━━ RECORDS TO USE ━━
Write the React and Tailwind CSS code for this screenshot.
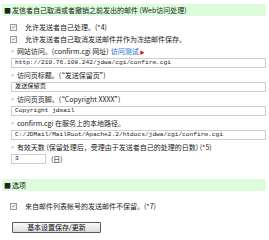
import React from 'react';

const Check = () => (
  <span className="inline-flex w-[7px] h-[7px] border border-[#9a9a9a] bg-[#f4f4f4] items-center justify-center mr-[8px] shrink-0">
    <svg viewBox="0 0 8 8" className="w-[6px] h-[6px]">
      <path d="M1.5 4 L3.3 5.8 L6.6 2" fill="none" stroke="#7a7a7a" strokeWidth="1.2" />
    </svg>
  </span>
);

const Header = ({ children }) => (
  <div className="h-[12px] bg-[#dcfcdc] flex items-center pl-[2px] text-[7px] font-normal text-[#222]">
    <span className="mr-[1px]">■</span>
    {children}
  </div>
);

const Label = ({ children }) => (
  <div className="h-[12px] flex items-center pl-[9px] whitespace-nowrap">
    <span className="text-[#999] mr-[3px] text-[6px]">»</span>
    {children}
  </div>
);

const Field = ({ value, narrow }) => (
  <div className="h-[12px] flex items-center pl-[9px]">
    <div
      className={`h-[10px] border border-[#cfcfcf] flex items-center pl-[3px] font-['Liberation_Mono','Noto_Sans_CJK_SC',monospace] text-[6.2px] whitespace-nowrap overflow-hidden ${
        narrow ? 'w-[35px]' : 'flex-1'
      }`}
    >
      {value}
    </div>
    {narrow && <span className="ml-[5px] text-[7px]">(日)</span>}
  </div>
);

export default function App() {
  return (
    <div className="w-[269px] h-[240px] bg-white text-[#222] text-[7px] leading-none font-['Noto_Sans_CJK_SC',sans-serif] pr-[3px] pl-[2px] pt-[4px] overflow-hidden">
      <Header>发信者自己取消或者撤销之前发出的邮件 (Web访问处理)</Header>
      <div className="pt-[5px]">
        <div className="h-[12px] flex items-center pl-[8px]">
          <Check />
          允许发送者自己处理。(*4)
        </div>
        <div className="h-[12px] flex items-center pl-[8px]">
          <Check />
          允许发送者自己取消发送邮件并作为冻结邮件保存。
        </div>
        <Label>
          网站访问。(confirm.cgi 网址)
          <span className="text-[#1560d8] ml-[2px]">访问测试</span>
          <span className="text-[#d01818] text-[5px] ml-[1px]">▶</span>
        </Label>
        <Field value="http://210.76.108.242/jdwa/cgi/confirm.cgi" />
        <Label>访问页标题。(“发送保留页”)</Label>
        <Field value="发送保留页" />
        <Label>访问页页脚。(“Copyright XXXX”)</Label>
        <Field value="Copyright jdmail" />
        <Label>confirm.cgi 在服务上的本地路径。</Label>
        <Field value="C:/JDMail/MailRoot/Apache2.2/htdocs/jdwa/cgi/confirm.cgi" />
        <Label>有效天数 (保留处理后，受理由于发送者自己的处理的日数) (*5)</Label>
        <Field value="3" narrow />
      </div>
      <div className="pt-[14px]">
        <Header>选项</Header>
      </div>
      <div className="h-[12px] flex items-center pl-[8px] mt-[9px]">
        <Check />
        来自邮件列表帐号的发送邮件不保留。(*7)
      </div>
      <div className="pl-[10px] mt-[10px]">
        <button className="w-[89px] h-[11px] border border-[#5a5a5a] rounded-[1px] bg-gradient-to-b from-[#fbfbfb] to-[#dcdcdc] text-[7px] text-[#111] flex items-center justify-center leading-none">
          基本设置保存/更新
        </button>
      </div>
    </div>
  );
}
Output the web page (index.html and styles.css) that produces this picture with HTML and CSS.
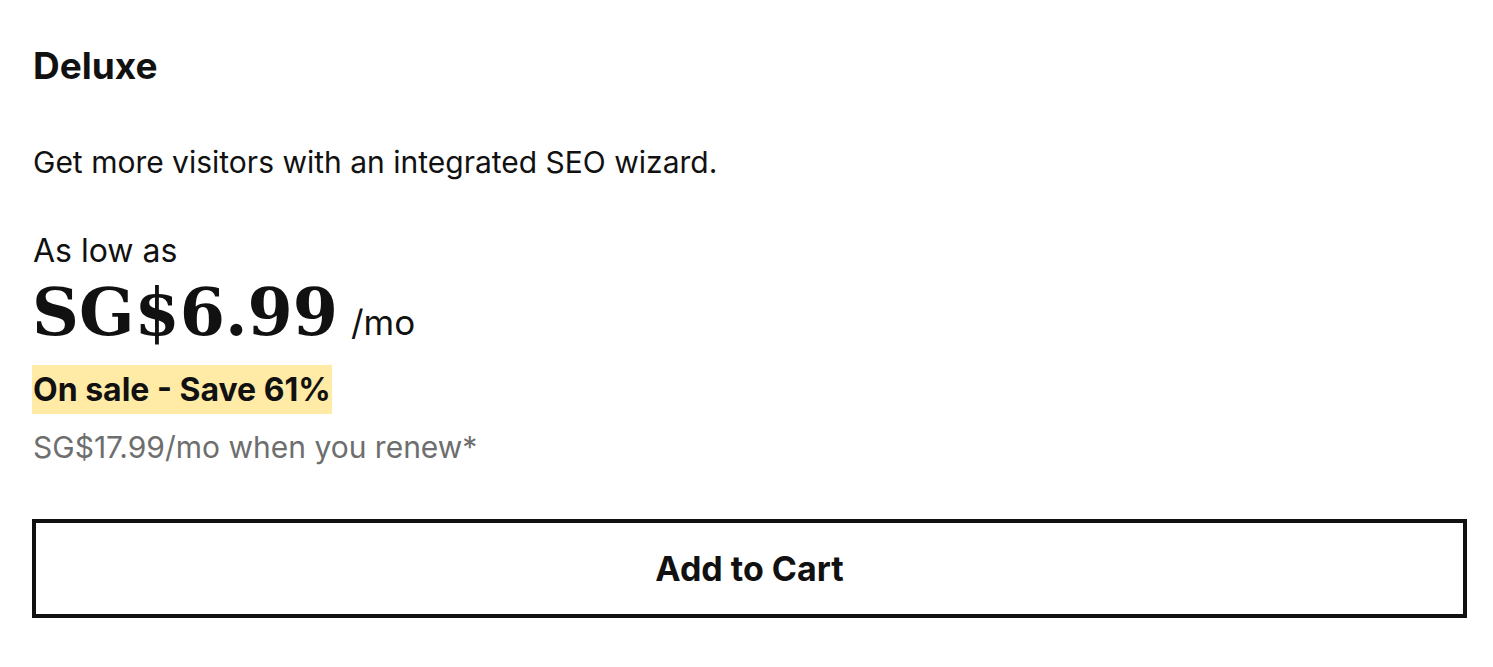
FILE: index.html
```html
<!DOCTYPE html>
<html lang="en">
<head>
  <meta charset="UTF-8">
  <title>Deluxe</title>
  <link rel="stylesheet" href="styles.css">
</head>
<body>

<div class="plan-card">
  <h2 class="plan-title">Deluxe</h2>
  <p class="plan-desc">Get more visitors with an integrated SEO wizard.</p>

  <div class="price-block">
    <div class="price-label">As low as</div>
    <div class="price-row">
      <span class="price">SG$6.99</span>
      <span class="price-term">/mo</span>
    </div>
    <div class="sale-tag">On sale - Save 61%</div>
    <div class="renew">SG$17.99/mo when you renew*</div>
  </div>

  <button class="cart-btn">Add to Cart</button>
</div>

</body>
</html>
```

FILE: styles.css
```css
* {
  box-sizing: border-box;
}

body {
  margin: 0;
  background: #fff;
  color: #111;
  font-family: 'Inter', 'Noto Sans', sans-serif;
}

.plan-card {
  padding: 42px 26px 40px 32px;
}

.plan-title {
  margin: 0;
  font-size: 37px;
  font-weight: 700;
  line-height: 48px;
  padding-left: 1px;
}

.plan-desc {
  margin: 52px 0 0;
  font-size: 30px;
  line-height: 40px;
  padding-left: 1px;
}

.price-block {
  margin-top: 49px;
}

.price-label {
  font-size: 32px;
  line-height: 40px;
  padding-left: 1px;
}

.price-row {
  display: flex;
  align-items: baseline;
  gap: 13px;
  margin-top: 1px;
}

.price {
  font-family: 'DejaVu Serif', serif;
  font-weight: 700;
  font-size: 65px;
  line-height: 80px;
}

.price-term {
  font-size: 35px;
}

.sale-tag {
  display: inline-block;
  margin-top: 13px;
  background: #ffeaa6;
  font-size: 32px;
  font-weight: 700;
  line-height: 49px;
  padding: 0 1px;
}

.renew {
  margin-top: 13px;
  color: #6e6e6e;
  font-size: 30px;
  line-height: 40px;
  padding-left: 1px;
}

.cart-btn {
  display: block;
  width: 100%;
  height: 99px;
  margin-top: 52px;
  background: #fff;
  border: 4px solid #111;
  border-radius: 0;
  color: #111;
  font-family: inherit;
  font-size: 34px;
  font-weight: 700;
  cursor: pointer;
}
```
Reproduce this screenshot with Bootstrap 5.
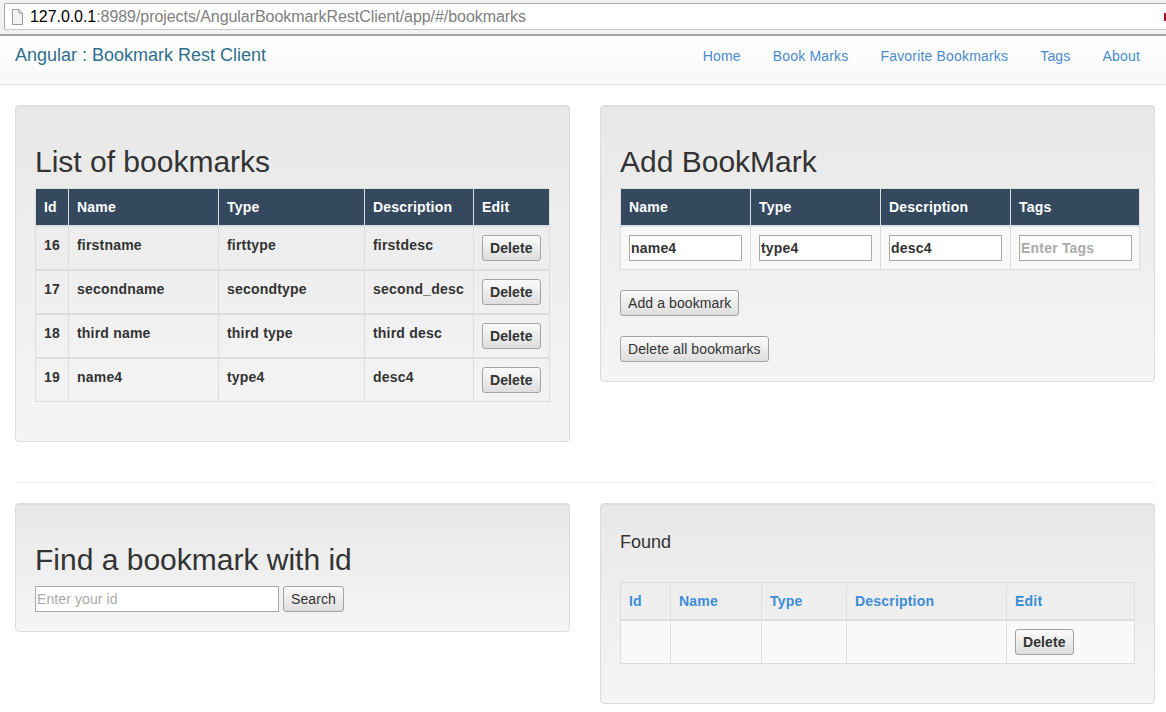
━━━
WORK INSTRUCTIONS
Copy the records above from the first line through the line containing "import React from 'react';", both included, and leave out any pictures.

EXERCISE RESULT
Write the React and Tailwind CSS code for this screenshot.
import React from 'react';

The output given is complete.